Bild: The Age/ Screenshot

Dazu im Interview noch ein paar Sätze gespickt mit arty Reizwörtern wie "vintage", "blogger" und "feminist" und wirklich mehr als gelungene Hohlsprech-Dadaismen wie "my style is bucolic socialist with improvised elements (like jazz)".

Diese gefakte Provokation wurde natürlich sofort dankbar aufgenommen: In australischen und internationalen Medien ging der "Melbourne Man" sofort durch die Decke.
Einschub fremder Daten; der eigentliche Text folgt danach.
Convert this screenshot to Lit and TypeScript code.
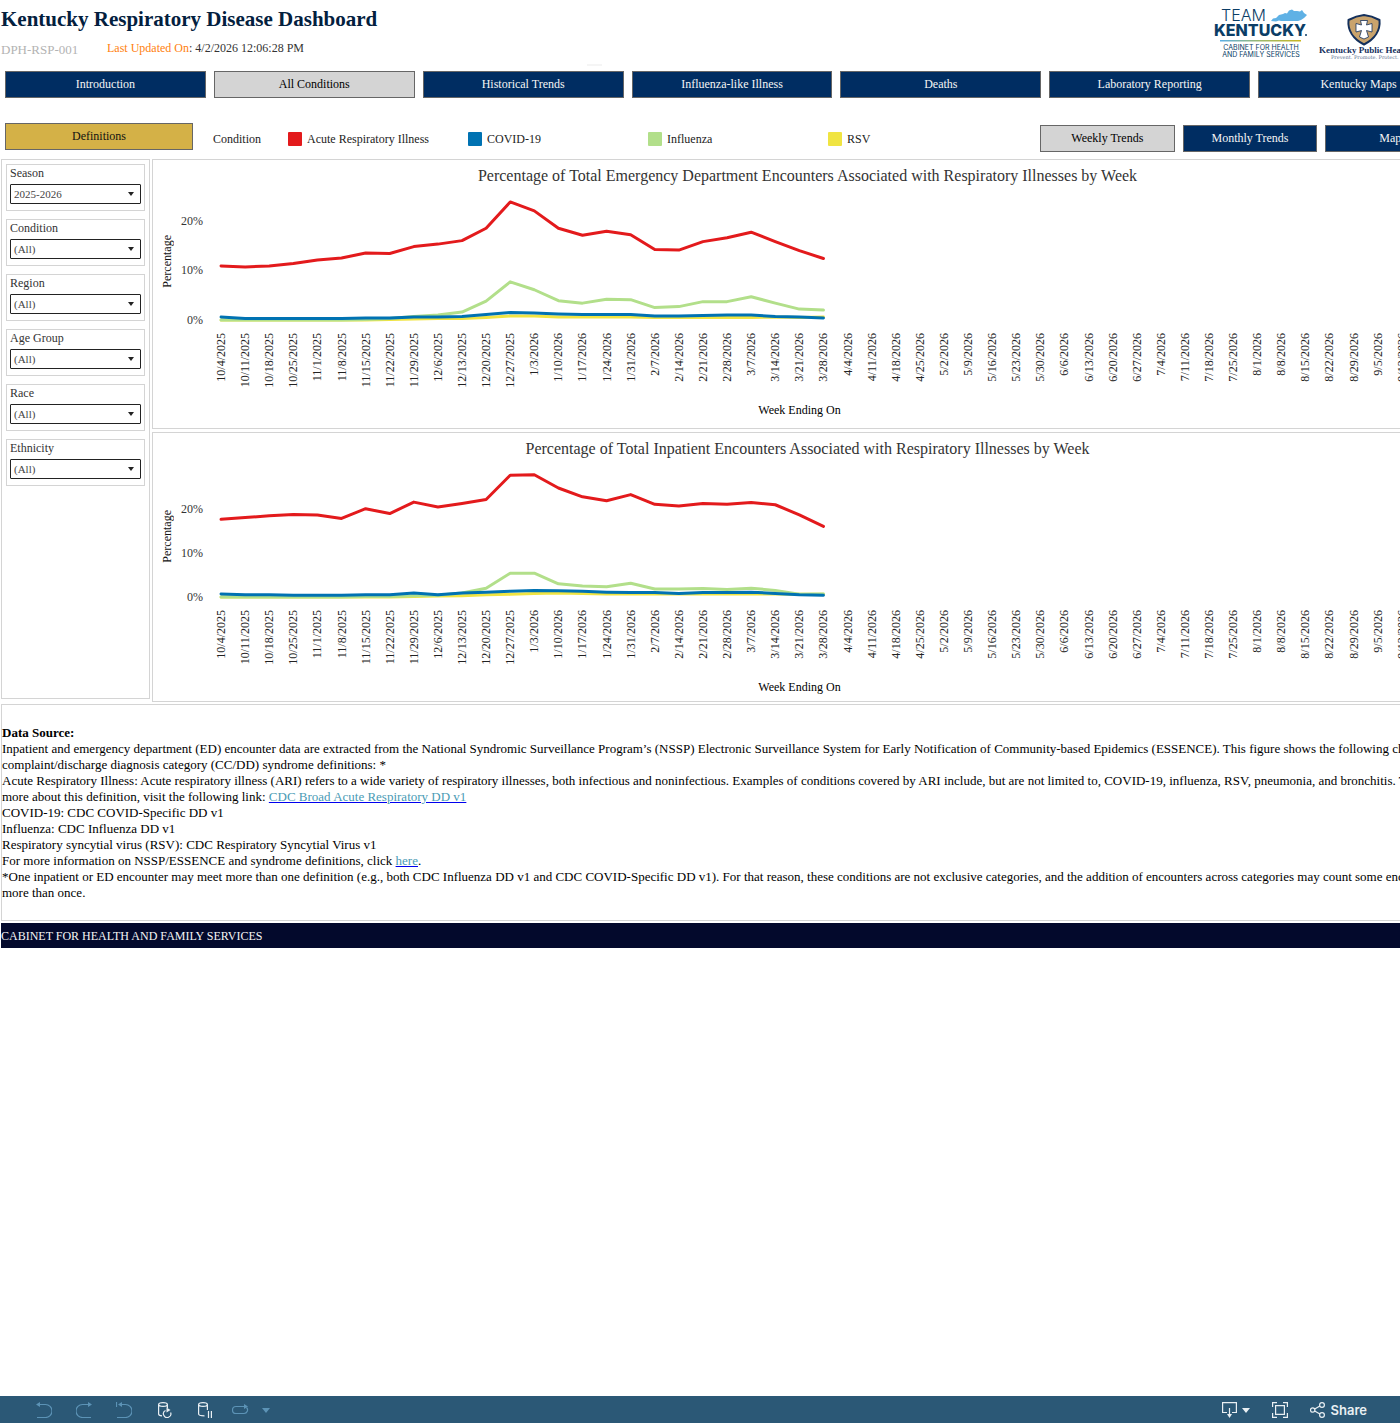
import { LitElement, html, svg, css } from "lit";

interface Series {
  name: string;
  color: string;
  values: number[];
}

const COLORS = {
  ari: "#e31a1c",
  covid: "#0072b2",
  flu: "#b2df8a",
  rsv: "#f0e442",
};

const WEEKS = 52;
const FIRST_WEEK = Date.UTC(2025, 9, 4);
const weekLabels = Array.from({ length: WEEKS }, (_, i) => {
  const d = new Date(FIRST_WEEK + i * 7 * 86400000);
  return `${d.getUTCMonth() + 1}/${d.getUTCDate()}/${d.getUTCFullYear()}`;
});

// Drawn in this order, so the last series lies on top.
const edSeries: Series[] = [
  { name: "RSV", color: COLORS.rsv, values: [0, 0, 0, 0, 0, 0, 0, 0.1, 0.2, 0.3, 0.3, 0.5, 0.8, 0.8, 0.6, 0.6, 0.6, 0.6, 0.5, 0.5, 0.5, 0.5, 0.5, 0.6, 0.5, 0.6] },
  { name: "Influenza", color: COLORS.flu, values: [0, 0, 0, 0, 0, 0, 0.1, 0.3, 0.7, 1, 1.6, 3.8, 7.7, 6.1, 3.9, 3.4, 4.2, 4.1, 2.5, 2.7, 3.7, 3.7, 4.7, 3.4, 2.2, 2] },
  { name: "COVID-19", color: COLORS.covid, values: [0.6, 0.3, 0.3, 0.3, 0.3, 0.3, 0.4, 0.4, 0.6, 0.6, 0.7, 1.1, 1.5, 1.4, 1.2, 1.1, 1.1, 1.1, 0.8, 0.8, 0.9, 1, 1, 0.7, 0.6, 0.4] },
  { name: "Acute Respiratory Illness", color: COLORS.ari, values: [10.9, 10.7, 10.9, 11.4, 12.1, 12.5, 13.5, 13.4, 14.8, 15.3, 16, 18.5, 23.8, 22, 18.5, 17.1, 17.9, 17.2, 14.2, 14.1, 15.8, 16.6, 17.7, 15.8, 14, 12.4] },
];

const inpatientSeries: Series[] = [
  { name: "RSV", color: COLORS.rsv, values: [0, 0, 0, 0, 0, 0, 0, 0, 0.1, 0.2, 0.3, 0.5, 0.6, 0.8, 0.9, 0.8, 0.7, 0.7, 0.7, 0.7, 0.7, 0.7, 0.7, 0.7, 0.6, 0.6] },
  { name: "Influenza", color: COLORS.flu, values: [0, 0, 0, 0, 0, 0, 0.1, 0.1, 0.3, 0.4, 0.9, 2, 5.4, 5.4, 3, 2.5, 2.3, 3.1, 1.8, 1.8, 1.9, 1.7, 2, 1.5, 0.6, 0.7] },
  { name: "COVID-19", color: COLORS.covid, values: [0.7, 0.5, 0.5, 0.4, 0.4, 0.4, 0.5, 0.5, 0.9, 0.5, 0.9, 1.1, 1.3, 1.5, 1.4, 1.3, 1.1, 1, 1, 0.8, 1, 1, 1.1, 0.8, 0.5, 0.4] },
  { name: "Acute Respiratory Illness", color: COLORS.ari, values: [17.6, 18, 18.4, 18.7, 18.6, 17.8, 20, 18.9, 21.5, 20.4, 21.2, 22.1, 27.6, 27.7, 24.7, 22.7, 21.8, 23.2, 21, 20.6, 21.2, 21, 21.4, 20.9, 18.6, 16] },
];

class TrendChart extends LitElement {
  static properties = {
    heading: {},
    series: { attribute: false },
    max: { type: Number },
    tall: { type: Boolean, reflect: true },
  };
  declare heading: string;
  declare series: Series[];
  declare max: number;
  declare tall: boolean;

  static styles = css`
    :host {
      display: block;
      box-sizing: border-box;
      min-height: 270px;
      border: 1px solid #d4d4d4;
      color: #333;
      font-size: 12px;
      --plot-height: 124px;
    }
    :host([tall]) {
      --plot-height: 128px;
    }
    h2 {
      margin: 0;
      padding-top: 6px;
      font-size: 16px;
      line-height: 20px;
      font-weight: 400;
      text-align: center;
    }
    .body {
      display: grid;
      grid-template-columns: 28px 22px minmax(0, 1fr);
      grid-template-rows: var(--plot-height) auto;
      padding: 10px 0 0;
    }
    .axis-title {
      display: flex;
      align-items: center;
      justify-content: center;
      padding-top: 7px;
      color: #111;
    }
    .vertical {
      writing-mode: vertical-rl;
      transform: rotate(180deg);
      line-height: 14px;
      white-space: nowrap;
    }
    .ticks {
      display: flex;
      flex-direction: column-reverse;
      height: var(--plot-height);
    }
    .tick {
      flex: none;
      display: flex;
      align-items: flex-start;
      justify-content: flex-end;
      line-height: 0;
    }
    .tick.zero {
      height: 0;
    }
    .plot {
      padding-left: 6px;
    }
    .plot svg {
      display: block;
      width: 100%;
      height: var(--plot-height);
      overflow: visible;
    }
    polyline {
      fill: none;
      stroke-width: 3px;
      stroke-linejoin: round;
      stroke-linecap: round;
      vector-effect: non-scaling-stroke;
    }
    .weeks {
      grid-column: 3;
      display: grid;
      grid-auto-flow: column;
      grid-auto-columns: minmax(0, 1fr);
      padding: 13px 0 0 6px;
      height: 56px;
      color: #222;
    }
    .week {
      display: flex;
      justify-content: center;
      align-items: flex-start;
    }
    .x-title {
      padding: 13px 16px 6px 0;
      line-height: 16px;
      text-align: center;
      color: #000;
    }
  `;

  render() {
    const line = (s: Series) =>
      s.values
        .map((v, i) => `${i + 0.5},${(100 * (1 - v / this.max)).toFixed(2)}`)
        .join(" ");
    return html`
      <h2>${this.heading}</h2>
      <div class="body">
        <div class="axis-title"><span class="vertical">Percentage</span></div>
        <div class="ticks">
          <div class="tick zero"><span>0%</span></div>
          ${[10, 20].map(
            (t) => html`<div class="tick" style="height:${(1000 / this.max).toFixed(2)}%"><span>${t}%</span></div>`
          )}
        </div>
        <div class="plot">
          <svg viewBox="0 0 ${WEEKS} 100" preserveAspectRatio="none" role="img" aria-label=${this.heading}>
            ${this.series.map((s) => svg`<polyline points=${line(s)} stroke=${s.color}></polyline>`)}
          </svg>
        </div>
        <div class="weeks">
          ${weekLabels.map((w) => html`<div class="week"><span class="vertical">${w}</span></div>`)}
        </div>
      </div>
      <div class="x-title">Week Ending On</div>
    `;
  }
}
customElements.define("trend-chart", TrendChart);

const pages = ["Introduction", "All Conditions", "Historical Trends", "Influenza-like Illness", "Deaths", "Laboratory Reporting", "Kentucky Maps"];
const views = ["Weekly Trends", "Monthly Trends", "Maps"];
const legend = [
  { label: "Acute Respiratory Illness", cls: "ari" },
  { label: "COVID-19", cls: "covid" },
  { label: "Influenza", cls: "flu" },
  { label: "RSV", cls: "rsv" },
];
const filters = [
  { id: "season", label: "Season", value: "2025-2026" },
  { id: "condition", label: "Condition", value: "(All)" },
  { id: "region", label: "Region", value: "(All)" },
  { id: "age", label: "Age Group", value: "(All)" },
  { id: "race", label: "Race", value: "(All)" },
  { id: "ethnicity", label: "Ethnicity", value: "(All)" },
];

const teamLogo = html`<svg class="logo" width="96" height="50" viewBox="0 0 96 50" role="img" aria-label="Team Kentucky">
  <defs>
    <linearGradient id="rule" x1="0" x2="1" y1="0" y2="0">
      <stop offset="0" stop-color="#5aaee6" />
      <stop offset="0.5" stop-color="#9db96a" />
      <stop offset="1" stop-color="#c9b520" />
    </linearGradient>
  </defs>
  <path fill="#5fb1e5" d="M57 13 L59 10.500 L62 10 L65 7 L69 6 L71 5 L73 5.500 L75 2.500 L78 1.500 L80 3 L83 3 L86 3.500 L88 2 L90 5 L93 7 L90 10 L87 12 L84 13 L67 13 L65 12.500 L62 13.500 Z" />
  <text class="logo-team" x="7" y="13">TEAM</text>
  <text class="logo-kentucky" x="0" y="28">KENTUCKY</text>
  <circle cx="92" cy="27" r="1" fill="#0b3d66" />
  <rect x="6" y="32" width="81" height="1.500" fill="url(#rule)" />
  <text class="logo-small" x="47" y="42" text-anchor="middle">CABINET FOR HEALTH</text>
  <text class="logo-small" x="47" y="49" text-anchor="middle">AND FAMILY SERVICES</text>
</svg>`;

const healthLogo = html`<svg class="logo" width="120" height="50" viewBox="0 0 120 50" role="img" aria-label="Kentucky Public Health">
  <path fill="#c9a36c" stroke="#14305c" stroke-width="2" stroke-linejoin="round" d="M46 7 C51 7.500 56 9 61.500 12 C62.500 22 57 31 46 36.500 C35 31 29.500 22 30.500 12 C36 9 41 7.500 46 7 Z" />
  <path fill="#fff" stroke="#14305c" stroke-width="0.800" d="M42.500 12.500 L49.500 12.500 L48.500 17 L54 15.500 L54 24 L48.500 22.500 L50.500 29 L46 31 L41.500 29 L43.500 22.500 L38 24 L38 15.500 L43.500 17 Z" />
  <text class="logo-kph" x="1" y="45">Kentucky Public Health</text>
  <text class="logo-motto" x="13" y="51">Prevent. Promote. Protect.</text>
</svg>`;

class AppRoot extends LitElement {
  static styles = css`
    :host {
      display: flex;
      flex-direction: column;
      min-height: 100vh;
      overflow: hidden;
      background: #fff;
      color: #333;
      font: 12px/16px "Liberation Serif", "Times New Roman", serif;
    }
    button,
    select {
      font: inherit;
      border-radius: 0;
      margin: 0;
    }
    /* The dashboard is a little wider than the window and is clipped by it. */
    .dashboard {
      box-sizing: border-box;
      width: calc(100% + 64px);
      padding: 0 1px;
    }
    header {
      display: flex;
      height: 71px;
    }
    h1 {
      margin: 0;
      padding-top: 7px;
      font-size: 21px;
      line-height: 24px;
      color: #03203e;
    }
    .meta {
      display: flex;
      padding-top: 9px;
    }
    .code {
      width: 106px;
      padding-top: 2px;
      font-size: 13px;
      color: #b3b3b3;
    }
    .updated em {
      font-style: normal;
      color: #ff7f0e;
    }
    .grip {
      align-self: flex-end;
      width: 15px;
      height: 2px;
      margin: 0 auto 5px 210px;
      background: #f5f5f5;
    }
    .logos {
      display: flex;
      gap: 8px;
      padding: 8px 25px 0 0;
    }
    .logo {
      display: block;
      overflow: visible;
    }
    .logo text {
      fill: #0b3d66;
    }
    .logo-team {
      font: 300 16px Inter, sans-serif;
    }
    .logo-kentucky {
      font: 800 16px Inter, sans-serif;
    }
    .logo-small {
      font: 400 7px Inter, sans-serif;
    }
    .logo .logo-kph {
      font: 700 9px "Liberation Serif", serif;
      fill: #14305c;
    }
    .logo .logo-motto {
      font: 400 5px "DejaVu Serif", serif;
      fill: #5b6f90;
    }
    .tab {
      box-sizing: border-box;
      height: 27px;
      padding: 0 0 1px;
      border: 1px solid #666;
      background: #002d62;
      color: #f5f5f5;
      text-align: center;
    }
    .tab.current {
      background: #d4d4d4;
      color: #000;
    }
    .tab.gold {
      width: 188px;
      background: #d4b147;
      color: #111;
    }
    .pages {
      display: grid;
      grid-template-columns: repeat(7, minmax(0, 1fr));
      gap: 8px;
      padding: 0 4px;
    }
    .controls {
      display: flex;
      align-items: flex-start;
      padding: 25px 3px 7px 4px;
    }
    .legend {
      display: flex;
      align-items: center;
      padding: 8px 0 0 20px;
      margin-right: auto;
      color: #222;
    }
    .legend-title {
      width: 75px;
    }
    .entry {
      display: flex;
      align-items: center;
      gap: 5px;
      width: 180px;
    }
    .swatch {
      width: 14px;
      height: 14px;
      border-radius: 1px;
    }
    .ari {
      background: #e31a1c;
    }
    .covid {
      background: #0072b2;
    }
    .flu {
      background: #b2df8a;
    }
    .rsv {
      background: #f0e442;
    }
    .views {
      display: grid;
      grid-template-columns: repeat(3, 1fr);
      gap: 8px;
      flex: 0 0 420px;
      padding-top: 2px;
    }
    .main {
      display: grid;
      grid-template-columns: 149px minmax(0, 1fr);
      gap: 2px;
    }
    .filters {
      display: flex;
      flex-direction: column;
      gap: 8px;
      margin-bottom: 3px;
      padding: 4px;
      border: 1px solid #d4d4d4;
    }
    .filter {
      display: flex;
      flex-direction: column;
      box-sizing: border-box;
      height: 47px;
      padding: 0 3px;
      border: 1px solid #d4d4d4;
    }
    .filter label {
      line-height: 17px;
      padding-bottom: 2px;
    }
    .picker {
      display: grid;
      align-items: center;
    }
    .picker > * {
      grid-area: 1 / 1;
    }
    .picker select {
      appearance: none;
      box-sizing: border-box;
      width: 100%;
      height: 20px;
      padding: 0 3px;
      border: 1px solid #222;
      border-radius: 1px;
      background: #fff;
      color: #444;
      font-size: 11px;
    }
    .picker svg {
      justify-self: end;
      margin-right: 7px;
      pointer-events: none;
    }
    .charts {
      display: flex;
      flex-direction: column;
      gap: 3px;
    }
    .source {
      margin-top: 2px;
      padding: 20px 0 19px;
      border: 1px solid #d4d4d4;
      border-right: 0;
      color: #000;
      font-size: 13px;
      line-height: 16px;
    }
    .source p {
      margin: 0;
    }
    .source a {
      color: #4a9bb5;
      text-decoration: underline #0000ee;
    }
    footer {
      margin-top: 2px;
      padding: 5px 0 4px;
      background: #03092c;
      color: #f5f5f5;
    }
    .toolbar {
      display: flex;
      justify-content: space-between;
      height: 27px;
      margin-top: auto;
      padding: 0 25px 0 24px;
      background: #2b5876;
    }
    .group {
      display: flex;
    }
    .group.end {
      gap: 2px;
    }
    .tool {
      display: flex;
      align-items: center;
      justify-content: center;
      gap: 6px;
      min-width: 40px;
      padding: 0 8px;
      border: 0;
      background: none;
      color: #e9eff3;
      font: 600 13px/16px Inter, sans-serif;
    }
    .tool:disabled {
      color: #5c93b6;
    }
    .tool svg {
      display: block;
      flex: none;
      fill: none;
      stroke: currentColor;
      stroke-width: 1.2;
    }
    .tool .solid {
      fill: currentColor;
      stroke: none;
    }
  `;

  render() {
    return html`
      <div class="dashboard">
        <header>
          <div>
            <h1>Kentucky Respiratory Disease Dashboard</h1>
            <div class="meta">
              <span class="code">DPH-RSP-001</span>
              <span class="updated"><em>Last Updated On</em>: 4/2/2026 12:06:28 PM</span>
            </div>
          </div>
          <div class="grip"></div>
          <div class="logos">${teamLogo}${healthLogo}</div>
        </header>

        <nav class="pages" aria-label="Pages">
          ${pages.map((p, i) => html`<button class="tab ${i === 1 ? "current" : ""}">${p}</button>`)}
        </nav>

        <div class="controls">
          <button class="tab gold">Definitions</button>
          <div class="legend">
            <span class="legend-title">Condition</span>
            ${legend.map((l) => html`<span class="entry"><i class="swatch ${l.cls}"></i>${l.label}</span>`)}
          </div>
          <nav class="views" aria-label="Views">
            ${views.map((v, i) => html`<button class="tab ${i === 0 ? "current" : ""}">${v}</button>`)}
          </nav>
        </div>

        <div class="main">
          <div class="filters">
            ${filters.map(
              (f) => html`<div class="filter">
                <label for=${f.id}>${f.label}</label>
                <div class="picker">
                  <select id=${f.id}>
                    <option>${f.value}</option>
                  </select>
                  <svg width="6" height="4" viewBox="0 0 6 4"><path fill="#222" d="M0 0h6L3 4z" /></svg>
                </div>
              </div>`
            )}
          </div>
          <div class="charts">
            <trend-chart
              heading="Percentage of Total Emergency Department Encounters Associated with Respiratory Illnesses by Week"
              .series=${edSeries}
              .max=${25}
            ></trend-chart>
            <trend-chart
              tall
              heading="Percentage of Total Inpatient Encounters Associated with Respiratory Illnesses by Week"
              .series=${inpatientSeries}
              .max=${29}
            ></trend-chart>
          </div>
        </div>

        <section class="source">
          <p><b>Data Source:</b></p>
          <p>Inpatient and emergency department (ED) encounter data are extracted from the National Syndromic Surveillance Program’s (NSSP) Electronic Surveillance System for Early Notification of Community-based Epidemics (ESSENCE). This figure shows the following chief complaint/discharge diagnosis category (CC/DD) syndrome definitions: *</p>
          <p>Acute Respiratory Illness: Acute respiratory illness (ARI) refers to a wide variety of respiratory illnesses, both infectious and noninfectious. Examples of conditions covered by ARI include, but are not limited to, COVID-19, influenza, RSV, pneumonia, and bronchitis. To learn more about this definition, visit the following link: <a href="#ari">CDC Broad Acute Respiratory DD v1</a></p>
          <p>COVID-19: CDC COVID-Specific DD v1</p>
          <p>Influenza: CDC Influenza DD v1</p>
          <p>Respiratory syncytial virus (RSV): CDC Respiratory Syncytial Virus v1</p>
          <p>For more information on NSSP/ESSENCE and syndrome definitions, click <a href="#nssp">here</a>.</p>
          <p>*One inpatient or ED encounter may meet more than one definition (e.g., both CDC Influenza DD v1 and CDC COVID-Specific DD v1). For that reason, these conditions are not exclusive categories, and the addition of encounters across categories may count some encounters more than once.</p>
        </section>

        <footer>CABINET FOR HEALTH AND FAMILY SERVICES</footer>
      </div>

      <div class="toolbar" role="toolbar" aria-label="View toolbar">
        <div class="group">
          <button class="tool" disabled aria-label="Undo">
            <svg width="16" height="16" viewBox="0 0 16 16"><path d="M1 2.500H9.500A6.500 6.500 0 0 1 9.500 15.500H1" /><path class="solid" d="M0 2.500L4 0V5z" /></svg>
          </button>
          <button class="tool" disabled aria-label="Redo">
            <svg width="16" height="16" viewBox="0 0 16 16"><path d="M15 2.500H6.500A6.500 6.500 0 0 0 6.500 15.500H15" /><path class="solid" d="M16 2.500L12 0V5z" /></svg>
          </button>
          <button class="tool" disabled aria-label="Revert">
            <svg width="16" height="16" viewBox="0 0 16 16"><path d="M3 2.500H9.500A6.500 6.500 0 0 1 9.500 15.500H1M0.500 0V5" /><path class="solid" d="M2 2.500L6 0V5z" /></svg>
          </button>
          <button class="tool" aria-label="Refresh data">
            <svg width="16" height="16" viewBox="-2 0 16 16"><ellipse cx="5" cy="2.500" rx="4.400" ry="1.900" /><path d="M0.600 2.500V12C0.600 13 2 13.700 4 13.800M9.400 2.500V6" /><path d="M7.500 8.500A3.700 3.700 0 1 0 12.600 10.500" /><path class="solid" d="M8.500 5.500L12.500 8L8.500 10.500z" /></svg>
          </button>
          <button class="tool" aria-label="Pause updates">
            <svg width="16" height="16" viewBox="-2 0 16 16"><ellipse cx="5" cy="2.500" rx="4.400" ry="1.900" /><path d="M0.600 2.500V12C0.600 13 3 13.800 6.500 13.800M9.400 2.500V8M10.500 9V16M13.400 9V16" /></svg>
          </button>
          <button class="tool" disabled aria-label="Replay">
            <svg width="38" height="16" viewBox="0 0 38 16"><path d="M13 4.500H4A3.500 3.500 0 0 0 4 11.500H12A3.500 3.500 0 0 0 14.500 5.500" /><path class="solid" d="M12 2L16 4.500L12 7zM30 6H38L34 11z" /></svg>
          </button>
        </div>
        <div class="group end">
          <button class="tool" aria-label="Download">
            <svg width="28" height="16" viewBox="0 0 28 16"><path d="M5 10.500H0.600V0.600H14.400V10.500H10M7.500 6V13" /><path class="solid" d="M5 12H10L7.500 16zM20 6H28L24 11z" /></svg>
          </button>
          <button class="tool" aria-label="Full screen">
            <svg width="16" height="16" viewBox="0 0 16 16"><path d="M0.600 5V0.600H5M11 0.600H15.400V5M15.400 11V15.400H11M5 15.400H0.600V11M3.600 3.600H12.400V12.400H3.600z" /></svg>
          </button>
          <button class="tool">
            <svg width="15" height="16" viewBox="0 0 15 16"><circle cx="2.700" cy="8" r="2.200" /><circle cx="12" cy="3" r="2.400" /><circle cx="12" cy="13" r="2.400" /><path d="M4.700 7L9.900 4.100M4.700 9L9.900 11.900" /></svg>
            Share
          </button>
        </div>
      </div>
    `;
  }
}
customElements.define("app-root", AppRoot);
ABC News, the UK Independent, Daily Mail und FoxFM berichteten ausführlich über den "world's biggest hipster", ein Bild des Zeitungsartikels wurde tausendfach im Netz geteilt – natürlich immer mit dem "Schaut eucht diesen überheblichen Hipster an"-Tenor.

In einem Interview mit der australischen Vice löste Hains den Fake dann schließlich auf: Abgesehen davon, dass er tatsächlich ein Web-Entwickler sei und manchmal Jazz höre, wäre alles an dem Artikel frei erfunden. "Die Idee, sich diesen Charakter auszudenken, kam eigentlich zustande, weil mir eine ehrliche Kolumne über mich recht peinlich gewesen wäre", sagte Hains. "Dann stellte mir Tara noch ein paar Fragen und ich antwortete einfach mit dem Erstbesten, das mir in den Kopf kam. Ich habe nur versucht, lustig zu sein."

Für Tara Kenny ging die ganze Sache leider nicht so lustig aus. The Age fühlte sich angesichts des viralen Fake-Stunts in seiner journalistischen Integrität verletzt und beendete die Zusammenarbeit. Schade eigentlich, was genau mit "bucolic socialist" nun gemeint war, werden wir wohl nie erfahren.